La Green economy poggia sull’industrializzazione della ricerca e sulla politica pubblica; la distanza tra i paesi fotografa il loro posizionamento tecno-economico e la relativa possibilità di diventare protagonisti del cambiamento. Questo tema emerge con nettezza se misuriamo le relazioni determinate dalla produzione e dalla circolazione dei beni tra i vari settori in cui si articola un sistema economico, secondo l’approccio definito dall’economista russo Wassily Leontief.

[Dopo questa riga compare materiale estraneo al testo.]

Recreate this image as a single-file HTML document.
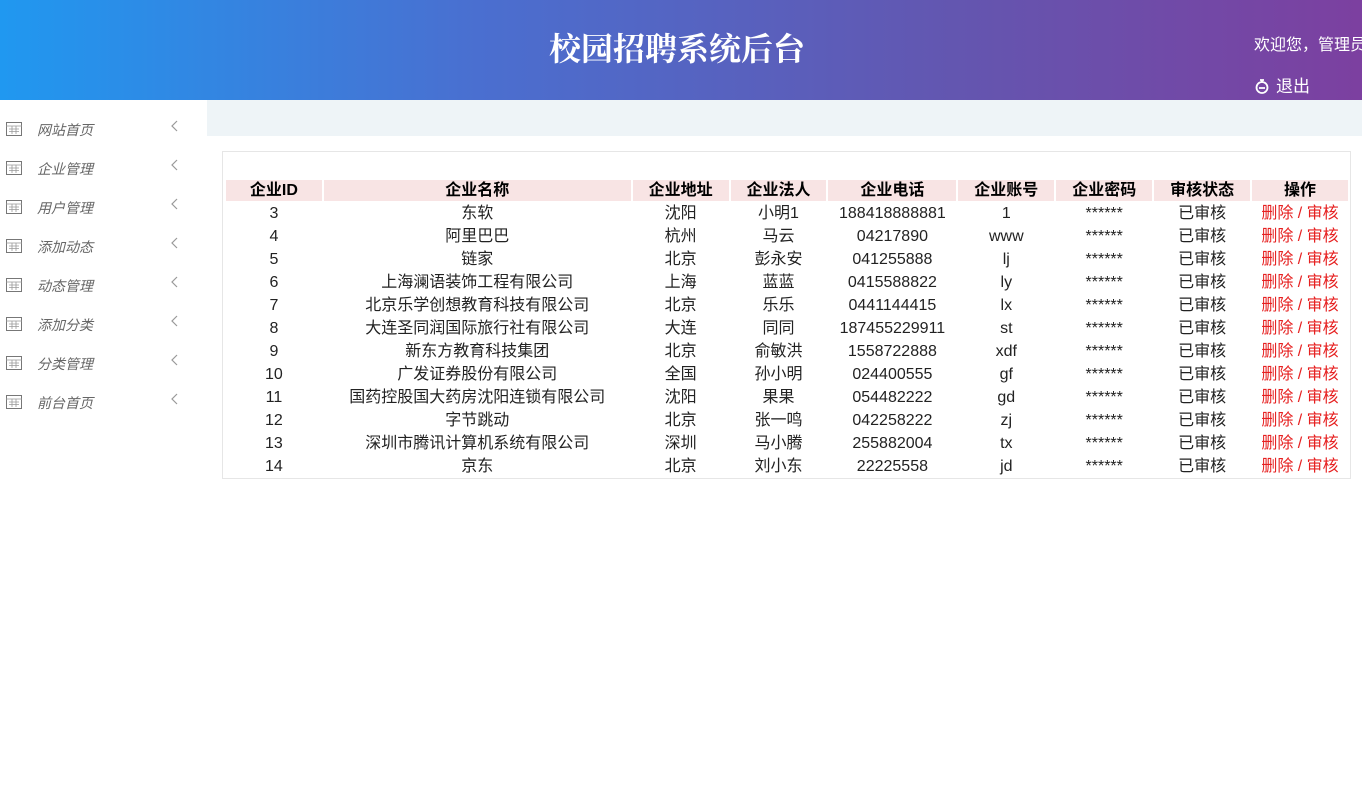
<!DOCTYPE html>
<html><head><meta charset="utf-8"><style>
*{margin:0;padding:0;box-sizing:border-box}
body{width:1362px;height:812px;background:#fff;font-family:"Liberation Sans","Noto Sans CJK SC",sans-serif;position:relative;overflow:hidden}
.hd{position:absolute;left:0;top:0;width:1362px;height:100px;background:linear-gradient(90deg,#2098F0 0%,#4a6fd0 35%,#6356b0 70%,#7C40A0 100%)}
.hd h1{position:absolute;left:0;width:1354px;text-align:center;top:24px;font-size:32px;color:#fff;font-weight:bold;font-family:"Noto Serif CJK SC",serif;letter-spacing:0px}
.wel{position:absolute;left:1254px;top:31px;color:#fff;font-size:16px;white-space:nowrap}
.out{position:absolute;left:1254px;top:72px;color:#fff;font-size:17px;white-space:nowrap}
.band{position:absolute;left:207px;top:100px;width:1155px;height:36px;background:#EEF4F7}
.side div{position:absolute;left:0;height:20px;width:200px;font-size:14px;font-style:italic;color:#666}
.side svg.i{position:absolute;left:6px;top:2px}
.side span{position:absolute;left:37px;top:0}
.side svg.c{position:absolute;left:170px;top:-1px}
.box{position:absolute;left:222px;top:151px;width:1129px;height:328px;border:1px solid #e6e6e6}
table{position:absolute;left:1px;top:26px;border-spacing:2px;font-size:16px;color:#222}
td,th{text-align:center;height:21px;padding:0;line-height:21px;white-space:nowrap}
td{height:21px;line-height:20px}
th{background:#F8E4E4;font-weight:bold;color:#000}
.r{color:#e62020}
</style></head><body>
<div class="hd"><h1>校园招聘系统后台</h1>
<div class="wel">欢迎您，管理员</div>
<div class="out"><svg width="16" height="16" viewBox="0 0 16 16" style="vertical-align:-2px;margin-right:6px"><circle cx="8" cy="9.5" r="5.5" fill="none" stroke="#fff" stroke-width="1.8"/><path d="M6 2h4M8 2v2.5M5 10h6" stroke="#fff" stroke-width="1.8" fill="none"/></svg>退出</div></div>
<div class="band"></div>
<div class="side">
<div style="top:120px"><svg class="i" width="16" height="14"><rect x="0.5" y="0.5" width="15" height="13" fill="none" stroke="#777"/><path d="M0 4h16M3 7h10M3 9.5h10M6 4v8M10 4v8" stroke="#999" stroke-width="0.8"/></svg><span>网站首页</span><svg class="c" width="10" height="14"><path d="M7 2L2 7l5 5" fill="none" stroke="#999" stroke-width="1.2"/></svg></div>
<div style="top:159px"><svg class="i" width="16" height="14"><rect x="0.5" y="0.5" width="15" height="13" fill="none" stroke="#777"/><path d="M0 4h16M3 7h10M3 9.5h10M6 4v8M10 4v8" stroke="#999" stroke-width="0.8"/></svg><span>企业管理</span><svg class="c" width="10" height="14"><path d="M7 2L2 7l5 5" fill="none" stroke="#999" stroke-width="1.2"/></svg></div>
<div style="top:198px"><svg class="i" width="16" height="14"><rect x="0.5" y="0.5" width="15" height="13" fill="none" stroke="#777"/><path d="M0 4h16M3 7h10M3 9.5h10M6 4v8M10 4v8" stroke="#999" stroke-width="0.8"/></svg><span>用户管理</span><svg class="c" width="10" height="14"><path d="M7 2L2 7l5 5" fill="none" stroke="#999" stroke-width="1.2"/></svg></div>
<div style="top:237px"><svg class="i" width="16" height="14"><rect x="0.5" y="0.5" width="15" height="13" fill="none" stroke="#777"/><path d="M0 4h16M3 7h10M3 9.5h10M6 4v8M10 4v8" stroke="#999" stroke-width="0.8"/></svg><span>添加动态</span><svg class="c" width="10" height="14"><path d="M7 2L2 7l5 5" fill="none" stroke="#999" stroke-width="1.2"/></svg></div>
<div style="top:276px"><svg class="i" width="16" height="14"><rect x="0.5" y="0.5" width="15" height="13" fill="none" stroke="#777"/><path d="M0 4h16M3 7h10M3 9.5h10M6 4v8M10 4v8" stroke="#999" stroke-width="0.8"/></svg><span>动态管理</span><svg class="c" width="10" height="14"><path d="M7 2L2 7l5 5" fill="none" stroke="#999" stroke-width="1.2"/></svg></div>
<div style="top:315px"><svg class="i" width="16" height="14"><rect x="0.5" y="0.5" width="15" height="13" fill="none" stroke="#777"/><path d="M0 4h16M3 7h10M3 9.5h10M6 4v8M10 4v8" stroke="#999" stroke-width="0.8"/></svg><span>添加分类</span><svg class="c" width="10" height="14"><path d="M7 2L2 7l5 5" fill="none" stroke="#999" stroke-width="1.2"/></svg></div>
<div style="top:354px"><svg class="i" width="16" height="14"><rect x="0.5" y="0.5" width="15" height="13" fill="none" stroke="#777"/><path d="M0 4h16M3 7h10M3 9.5h10M6 4v8M10 4v8" stroke="#999" stroke-width="0.8"/></svg><span>分类管理</span><svg class="c" width="10" height="14"><path d="M7 2L2 7l5 5" fill="none" stroke="#999" stroke-width="1.2"/></svg></div>
<div style="top:393px"><svg class="i" width="16" height="14"><rect x="0.5" y="0.5" width="15" height="13" fill="none" stroke="#777"/><path d="M0 4h16M3 7h10M3 9.5h10M6 4v8M10 4v8" stroke="#999" stroke-width="0.8"/></svg><span>前台首页</span><svg class="c" width="10" height="14"><path d="M7 2L2 7l5 5" fill="none" stroke="#999" stroke-width="1.2"/></svg></div>
</div>
<div class="box"><table>
<tr><th style="width:96px">企业ID</th><th style="width:307px">企业名称</th><th style="width:96px">企业地址</th><th style="width:96px">企业法人</th><th style="width:128px">企业电话</th><th style="width:96px">企业账号</th><th style="width:96px">企业密码</th><th style="width:96px">审核状态</th><th style="width:96px">操作</th></tr>
<tr><td>3</td><td>东软</td><td>沈阳</td><td>小明1</td><td>188418888881</td><td>1</td><td>******</td><td>已审核</td><td class="r">删除 / 审核</td></tr>
<tr><td>4</td><td>阿里巴巴</td><td>杭州</td><td>马云</td><td>04217890</td><td>www</td><td>******</td><td>已审核</td><td class="r">删除 / 审核</td></tr>
<tr><td>5</td><td>链家</td><td>北京</td><td>彭永安</td><td>041255888</td><td>lj</td><td>******</td><td>已审核</td><td class="r">删除 / 审核</td></tr>
<tr><td>6</td><td>上海澜语装饰工程有限公司</td><td>上海</td><td>蓝蓝</td><td>0415588822</td><td>ly</td><td>******</td><td>已审核</td><td class="r">删除 / 审核</td></tr>
<tr><td>7</td><td>北京乐学创想教育科技有限公司</td><td>北京</td><td>乐乐</td><td>0441144415</td><td>lx</td><td>******</td><td>已审核</td><td class="r">删除 / 审核</td></tr>
<tr><td>8</td><td>大连圣同润国际旅行社有限公司</td><td>大连</td><td>同同</td><td>187455229911</td><td>st</td><td>******</td><td>已审核</td><td class="r">删除 / 审核</td></tr>
<tr><td>9</td><td>新东方教育科技集团</td><td>北京</td><td>俞敏洪</td><td>1558722888</td><td>xdf</td><td>******</td><td>已审核</td><td class="r">删除 / 审核</td></tr>
<tr><td>10</td><td>广发证券股份有限公司</td><td>全国</td><td>孙小明</td><td>024400555</td><td>gf</td><td>******</td><td>已审核</td><td class="r">删除 / 审核</td></tr>
<tr><td>11</td><td>国药控股国大药房沈阳连锁有限公司</td><td>沈阳</td><td>果果</td><td>054482222</td><td>gd</td><td>******</td><td>已审核</td><td class="r">删除 / 审核</td></tr>
<tr><td>12</td><td>字节跳动</td><td>北京</td><td>张一鸣</td><td>042258222</td><td>zj</td><td>******</td><td>已审核</td><td class="r">删除 / 审核</td></tr>
<tr><td>13</td><td>深圳市腾讯计算机系统有限公司</td><td>深圳</td><td>马小腾</td><td>255882004</td><td>tx</td><td>******</td><td>已审核</td><td class="r">删除 / 审核</td></tr>
<tr><td>14</td><td>京东</td><td>北京</td><td>刘小东</td><td>22225558</td><td>jd</td><td>******</td><td>已审核</td><td class="r">删除 / 审核</td></tr>
</table></div>
</body></html>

Ad un primo livello dell’indagine condotta da EStà, emerge come il settore della manifattura industriale, rispetto ad altri maggiormente considerati dalla narrazione mainstream (trasporti, agricoltura) sia quello che meglio di altri reagisce in termini di de-carbonizzazione rispetto agli stimoli coordinati di Ricerca e sviluppo e brevettazione. Nell’insieme dell’Unione europea, considerando il periodo 2008-2017, il settore dell’agro – silvicoltura e pesca diminuisce le sue emissioni di CO2 solamente dell’1,04%, il settore dei trasporti del 4,54%, la manifattura ben del 20,78%.  La manifattura inoltre è il settore strategico della Green economy in quanto produce e cede i beni che saranno poi utilizzati dai settori, agricolo, dei trasporti, della climatizzazione etc.

Anche solo considerando queste prime indagini, emergono spunti sufficienti per stimolare disegni di politiche economiche adatte alle sfide dei prossimi anni, e per definire contemporaneamente una Strategia nazionale di Sviluppo sostenibile per il settore della manifattura industriale.